Sudan: UN Condemns Reported Killing of De-Miners by Ugandan Rebels

New York, Oct 31 2005 2:00PM

The United Nations special envoy to Sudan condemned the killing of two Swiss de-miners in an alleged ambush in South Sudan today by the Lord Resistance Army (LRA).

The two men, employees of the Swiss Foundation for Mine Action, were driving along the Juba-Nimule road in a three-vehicle convoy when they were stopped by three men, ordered out of the vehicle, and killed. The two following vehicles turned around and took refuge in the Sudanese Armed Forces camp farther south.

The Special Representative of the Secretary-General for Sudan, Jan Pronk, expressed his outrage at the “cowardly” killings and urged a speedy investigation into the circumstances of the attack, to identify the perpetrators, and to bring them to justice.

The slain workers were under the employ of the UN World Food Programme (WFP), and were assigned with clearing vital roads of mines in the area to ensure the safety of returnees, and the use of the roads by the UN and its partners, the UN Mission in Sudan (UNMIS) said. Preliminary reports indicate that two armed Sudanese Army soldiers were also wounded during the interchange.

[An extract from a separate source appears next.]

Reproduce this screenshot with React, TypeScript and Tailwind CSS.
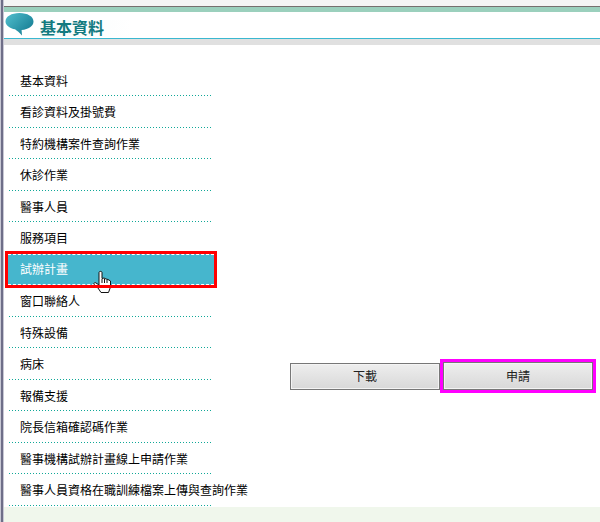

Mr. Pronk also called on the Sudanese Government and the Government of South Sudan to exert every effort to ensure the safety and security of all humanitarian workers, and to expedite joint action to contain small armed groups still active in South Sudan, including the LRA.

Security continues to be an issue of concern in South Sudan with banditry and looting in the area, said UNMIS which has been reporting a growing tension there since the middle of September. On 25 October, the UN High Commissioner for Refugees (UNHCR) Anto·nio Guterres told reporters that the security situation in the country had deteriorated sharply, with aid workers increasingly the focus of attacks, seriously hampering humanitarian workers. UNMIS also reported on 19 October the continued extortion and forced conscription of returnees by local militias in the war-torn country.